All in all, it seems that I have been wrong in most of my expectations. This however does not mean that if I took a completely new sample that the same hypothesis would not work. Since this is only a comparatively small sample, I don’t really have enough evidence to back-up my findings definitely.
Summary:
- Boys have a larger mean by 5cm.
- The girls have a larger median (1.55m for the boys compared to 1.56m for the girls.)
- The girls have the largest range of 0.55, compared to the boys 0.3
- The modal class interval was 1.5-1.6 for both sexes.
- The cumulative frequency curves for both boys and girls are very similar.
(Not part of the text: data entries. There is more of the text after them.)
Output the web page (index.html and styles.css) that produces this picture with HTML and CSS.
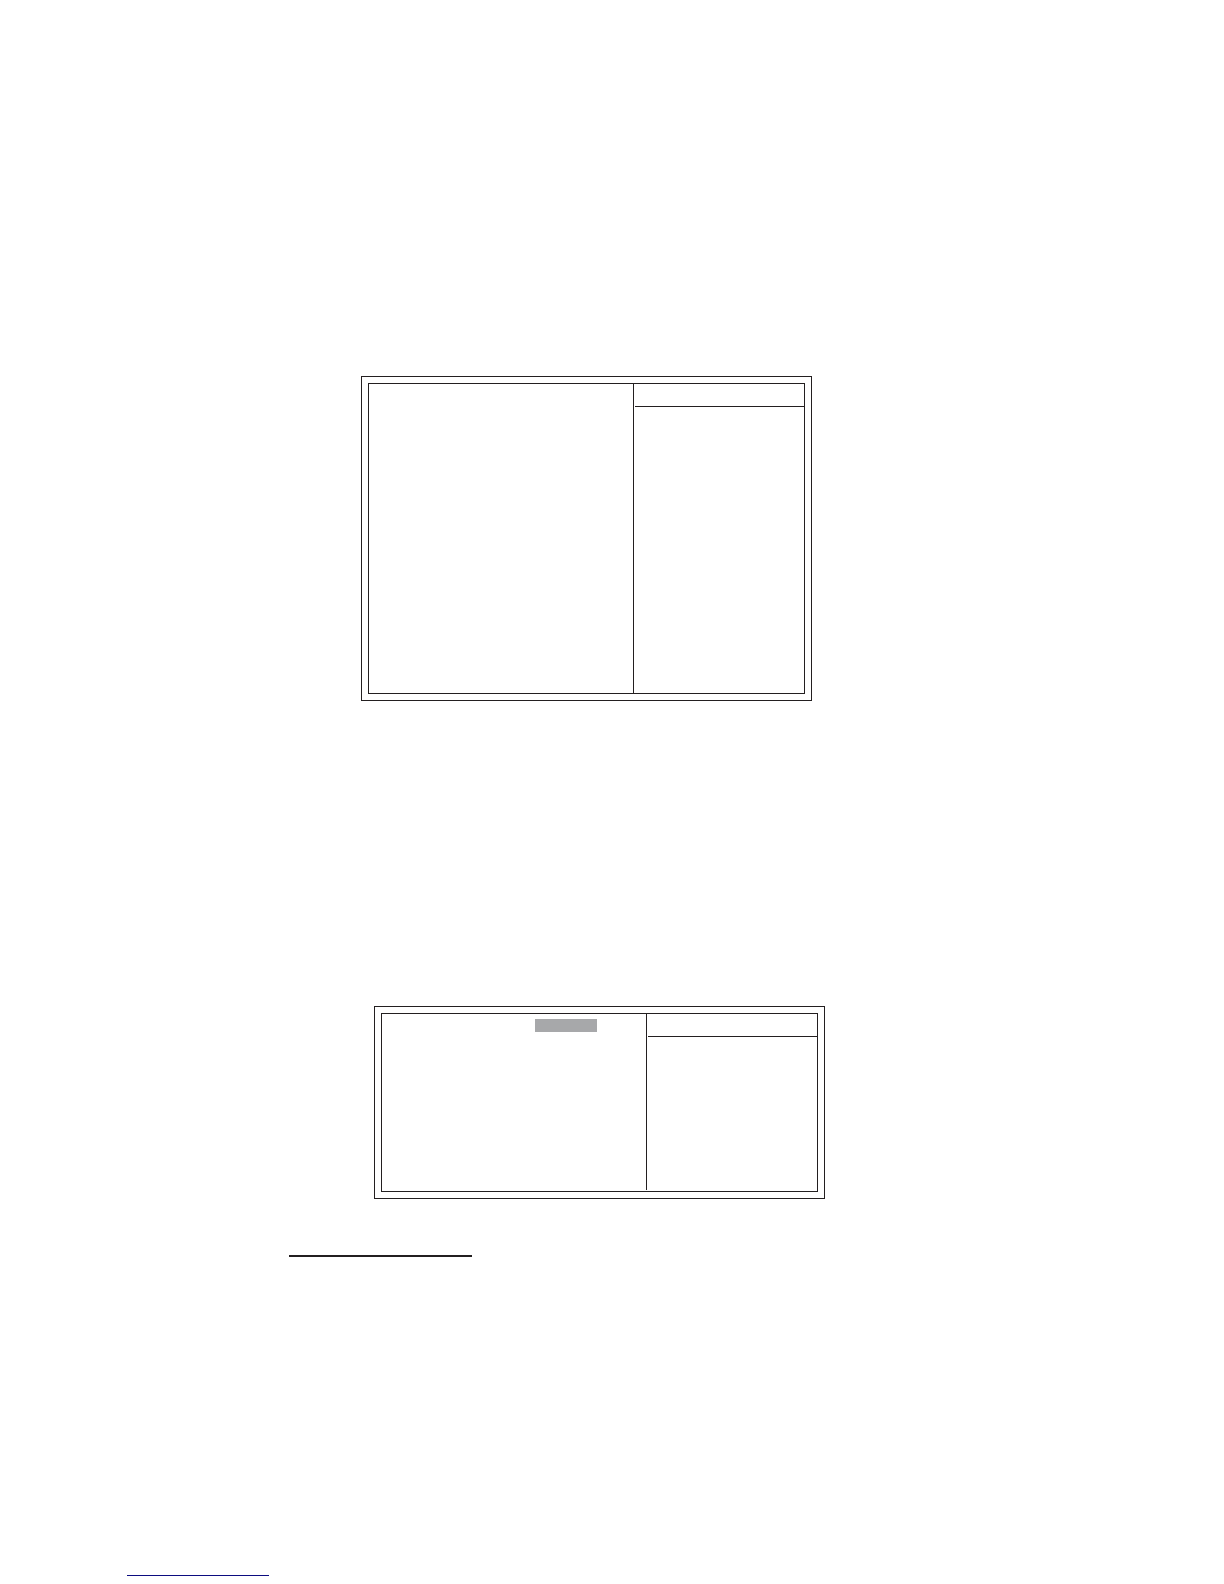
FILE: index.html
```
<!DOCTYPE html>
<html lang="en">
<head>
    <meta charset="UTF-8">
    <meta name="viewport" content="width=device-width, initial-scale=1.0">
    <title>Setup Screens</title>
    <link rel="stylesheet" href="styles.css">
</head>
<body>

<main class="page">
    <section class="screen screen-main">
        <div class="screen-inner">
            <div class="options"></div>
            <div class="help">
                <div class="help-header"></div>
            </div>
        </div>
    </section>

    <section class="screen screen-sub">
        <div class="screen-inner">
            <div class="options">
                <div class="highlight"></div>
            </div>
            <div class="help">
                <div class="help-header"></div>
            </div>
        </div>
    </section>

    <hr class="section-rule">
    <hr class="footer-rule">
</main>

</body>
</html>
```

FILE: styles.css
```
* {
    margin: 0;
    padding: 0;
    box-sizing: border-box;
}

body {
    font-family: "Liberation Sans", sans-serif;
    background-color: #ffffff;
}

.page {
    display: flex;
    flex-direction: column;
    min-height: 100vh;
    padding: 376px 0 8px;
}

/* double frame around each screen */
.screen {
    display: flex;
    border: 1px solid #231f20;
    padding: 6px;
}

.screen-main {
    min-height: 325px;
    margin: 0 412px 305px 361px;
}

.screen-sub {
    min-height: 193px;
    margin: 0 399px 56px 374px;
}

.screen-inner {
    flex: 1;
    display: grid;
    grid-template-columns: 53fr 34fr;
    border: 1px solid #231f20;
}

.screen-sub .screen-inner {
    padding-bottom: 1px;
}

.options {
    display: flex;
    justify-content: flex-end;
    align-items: flex-start;
    padding: 5px 49px;
    border-right: 1px solid #231f20;
}

.highlight {
    width: 62px;
    height: 13px;
    background-color: #a7a8aa;
}

.help {
    padding-left: 1px;
}

.help-header {
    height: 23px;
    border-bottom: 1px solid #231f20;
}

hr {
    border: none;
}

.section-rule {
    height: 2px;
    margin: 0 752px 0 289px;
    background-color: #231f20;
}

.footer-rule {
    height: 1px;
    margin: auto 955px 0 127px;
    background-color: #0c0c80;
}
```
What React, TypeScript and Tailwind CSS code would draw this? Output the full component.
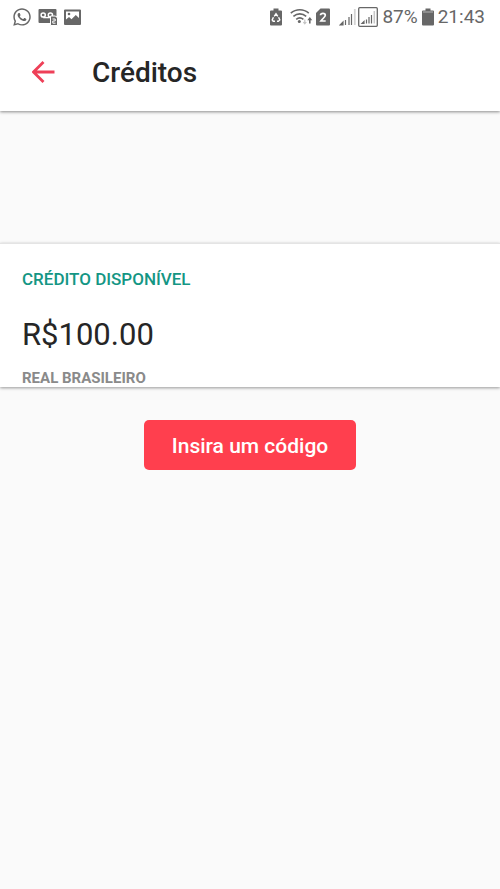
import { FaWhatsapp } from "react-icons/fa";

function VoicemailIcon() {
  return (
    <svg width="20" height="18" viewBox="0 0 20 18" aria-hidden="true">
      <path d="M1.5 1h16a1 1 0 0 1 1 1v6h-5v7h-12a1 1 0 0 1-1-1V2a1 1 0 0 1 1-1z" fill="currentColor" />
      <circle cx="5.2" cy="7" r="2.1" fill="none" stroke="#fff" strokeWidth="1.5" />
      <circle cx="12.4" cy="7" r="2.1" fill="none" stroke="#fff" strokeWidth="1.5" />
      <path d="M5.2 9.6h7.2" stroke="#fff" strokeWidth="1.4" />
      <path d="M12.5 8h5l2 2v7.5h-7z" fill="currentColor" stroke="#fff" strokeWidth="1" />
      <path d="M14.5 11h2.7v2h-2.4v2.2h2.7" fill="none" stroke="#fff" strokeWidth="1" />
    </svg>
  );
}

function PictureIcon() {
  return (
    <svg width="17" height="17" viewBox="0 0 17 17" aria-hidden="true">
      <path
        fillRule="evenodd"
        fill="currentColor"
        d="M1 0.5h15a1 1 0 0 1 1 1v13.500a1 1 0 0 1-1 1H1a1 1 0 0 1-1-1V1.500a1 1 0 0 1 1-1zM2 2.500v8l3-2.500 2.500 2.300 4.300-4.300L15 9V2.500z"
      />
      <circle cx="5" cy="5" r="1.300" fill="currentColor" />
    </svg>
  );
}

function RecycleBatteryIcon() {
  return (
    <svg width="12" height="18" viewBox="0 0 12 18" aria-hidden="true">
      <path d="M3.500 0.500h5v2H11a1 1 0 0 1 1 1v13a1 1 0 0 1-1 1H1a1 1 0 0 1-1-1v-13a1 1 0 0 1 1-1h2.500z" fill="currentColor" />
      <path d="M4.200 8.300 6 5.800l1.800 2.500M8.600 9.200l1.200 2.700-1.400 1.300H7M5 13.200H3.200L2.200 11.900l1.200-2.700" fill="none" stroke="#fff" strokeWidth="1.400" />
    </svg>
  );
}

function WifiIcon() {
  return (
    <svg width="23" height="18" viewBox="0 0 23 18" aria-hidden="true">
      <g fill="none" stroke="currentColor" strokeWidth="1.600">
        <path d="M0.800 5.200c5.200-4.600 12.800-4.600 18 0" />
        <path d="M3.400 8.300c3.800-3.300 9-3.300 12.800 0" />
        <path d="M6.200 11.300c2.200-1.800 5-1.800 7.200 0" />
      </g>
      <circle cx="9.300" cy="13.500" r="1.500" fill="currentColor" />
      <path d="M14.800 11.500v4M13.300 14l1.500 1.900 1.500-1.900" fill="none" stroke="#c4c4c4" strokeWidth="1.200" />
      <path d="M19.800 15.500v-4" stroke="currentColor" strokeWidth="1.600" />
      <path d="m19.800 9 2.500 3.200h-5z" fill="currentColor" />
    </svg>
  );
}

function SimIcon() {
  return (
    <svg width="14" height="18" viewBox="0 0 14 18" aria-hidden="true">
      <path d="M4.500 0.500H13a1 1 0 0 1 1 1v15a1 1 0 0 1-1 1H1a1 1 0 0 1-1-1V5z" fill="currentColor" />
      <path d="M4.500 7.300C4.700 4.600 9.300 4.600 9.300 7.300c0 1.700-2.500 3-4.400 5.700h4.800" fill="none" stroke="#fff" strokeWidth="1.700" />
    </svg>
  );
}

function SignalIcon() {
  return (
    <svg width="17" height="18" viewBox="0 0 17 18" aria-hidden="true">
      <path d="M1 17h3v-3zM6.500 17v-5M10 17V9" fill="currentColor" stroke="currentColor" strokeWidth="1.200" />
      <path d="M12.500 17V6" stroke="currentColor" strokeWidth="1.200" />
      <path d="M15.800 17V1" stroke="#d4d4d4" strokeWidth="1.800" />
    </svg>
  );
}

function BoxedSignalIcon() {
  return (
    <svg width="20" height="20" viewBox="0 0 20 20" aria-hidden="true">
      <rect x="0.700" y="0.700" width="18.600" height="18.600" rx="1" fill="none" stroke="currentColor" strokeWidth="1.300" />
      <path d="M4 16.500h2v-2zM8.500 16.500v-4M11 16.500v-6.500M13.500 16.500V8" fill="currentColor" stroke="currentColor" strokeWidth="1.200" />
      <path d="M16.300 16.500V4" stroke="#c8c8c8" strokeWidth="1.500" />
    </svg>
  );
}

function BatteryIcon() {
  return (
    <svg width="12" height="18" viewBox="0 0 12 18" aria-hidden="true">
      <path d="M3.500 0.500h5v2H11a1 1 0 0 1 1 1v13a1 1 0 0 1-1 1H1a1 1 0 0 1-1-1v-13a1 1 0 0 1 1-1h2.500z" fill="currentColor" />
      <path d="M1 4h10" stroke="#a8a8a8" strokeWidth="1.200" />
    </svg>
  );
}

function StatusBar() {
  return (
    <div className="flex h-[34px] items-center justify-between pr-[15px] pl-3 text-[#676767]">
      <div className="flex items-center gap-[6px]">
        <FaWhatsapp size={20} aria-hidden="true" />
        <VoicemailIcon />
        <PictureIcon />
      </div>
      <div className="flex items-center">
        <div className="mr-2 flex items-center"><RecycleBatteryIcon /></div>
        <div className="mr-[3px] flex items-center"><WifiIcon /></div>
        <div className="mr-[9px] flex items-center"><SimIcon /></div>
        <div className="mr-[2px] flex items-center"><SignalIcon /></div>
        <div className="mr-1 flex items-center"><BoxedSignalIcon /></div>
        <span className="mr-1 text-[19px] leading-6">87%</span>
        <div className="mr-1 flex items-center"><BatteryIcon /></div>
        <time className="text-[19px] leading-6">21:43</time>
      </div>
    </div>
  );
}

export default function App() {
  return (
    <div className="min-h-screen bg-[#fafafa] font-[Roboto,sans-serif] text-[#262626]">
      <header className="bg-white shadow-[0_1px_3px_rgba(0,0,0,0.45)]">
        <StatusBar />
        <div className="flex h-[77px] items-center gap-9 px-8">
          <button type="button" aria-label="Voltar" className="flex text-[#ee4058]">
            <svg width="24" height="24" viewBox="0 0 24 24" fill="none" stroke="currentColor" strokeWidth="2.800" aria-hidden="true">
              <path d="M22.500 11H2M11.500 1l-10 10 10 10" />
            </svg>
          </button>
          <h1 className="text-[28px] leading-8 font-medium">Créditos</h1>
        </div>
      </header>
      <main>
        <section className="mt-[132px] border-t border-[#e4e4e4] bg-white px-[22px] pt-[23px] shadow-[0_1px_3px_rgba(0,0,0,0.4)]">
          <h2 className="text-[17px] leading-6 font-medium text-[#149684]">CRÉDITO DISPONÍVEL</h2>
          <p className="mt-6 text-[31px] leading-10">R$100.00</p>
          <p className="mt-[14px] text-[15px] leading-[18px] font-bold text-[#8a8a8a]">REAL BRASILEIRO</p>
        </section>
        <div className="mt-[33px] flex justify-center">
          <button type="button" className="rounded-[5px] bg-[#ff3f4e] px-7 pt-[11px] pb-[9px] text-[21px] leading-[30px] font-medium text-white">
            Insira um código
          </button>
        </div>
      </main>
    </div>
  );
}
- The Box and Whisker diagrams show that the boys interquartile is almost half that for the girls, and that both Q2 lines are skewed to the right showing there to be more taller people.
- The standard deviation was bigger for the girls than for the boys.
- The boys have the larger mean by 9cm (increased the margin by which they’re bigger from year 7)
- The median for the girls is 8cm underneath the median for the boys (1.62m compared to 1.7m)
- The range for the girls range is smaller than they boys by 0.11- the girls having a range of 0.23 and the boys 0.34.
- The modal class interval is 1.6-1.7 for each sex.
- The cumulative frequency curves show the girls heights peaking earlier compared the boys.
- The Box and Whisker diagrams show both the boys and the girls diagrams to be negatively skewed, to the left. They also show the fact that the ranges in year 11 are significantly smaller than in year 11.
- The standard deviation was again bigger for the girls (0.104 compared to 0.143) representing the girl’s larger range.
Appendix:
If I had had more time, I would have also liked to have looked into these following aspects of data sampling:
- Predictions of height and weight using the information from my sampling.
- Probability of a pupil’s height lying within a given range.
- An investigation into body mass index and/or weight as well.
- A further investigation into height, and maybe use exact age as opposed to year group. I could take a larger sample of students, and take more exact calculations etc.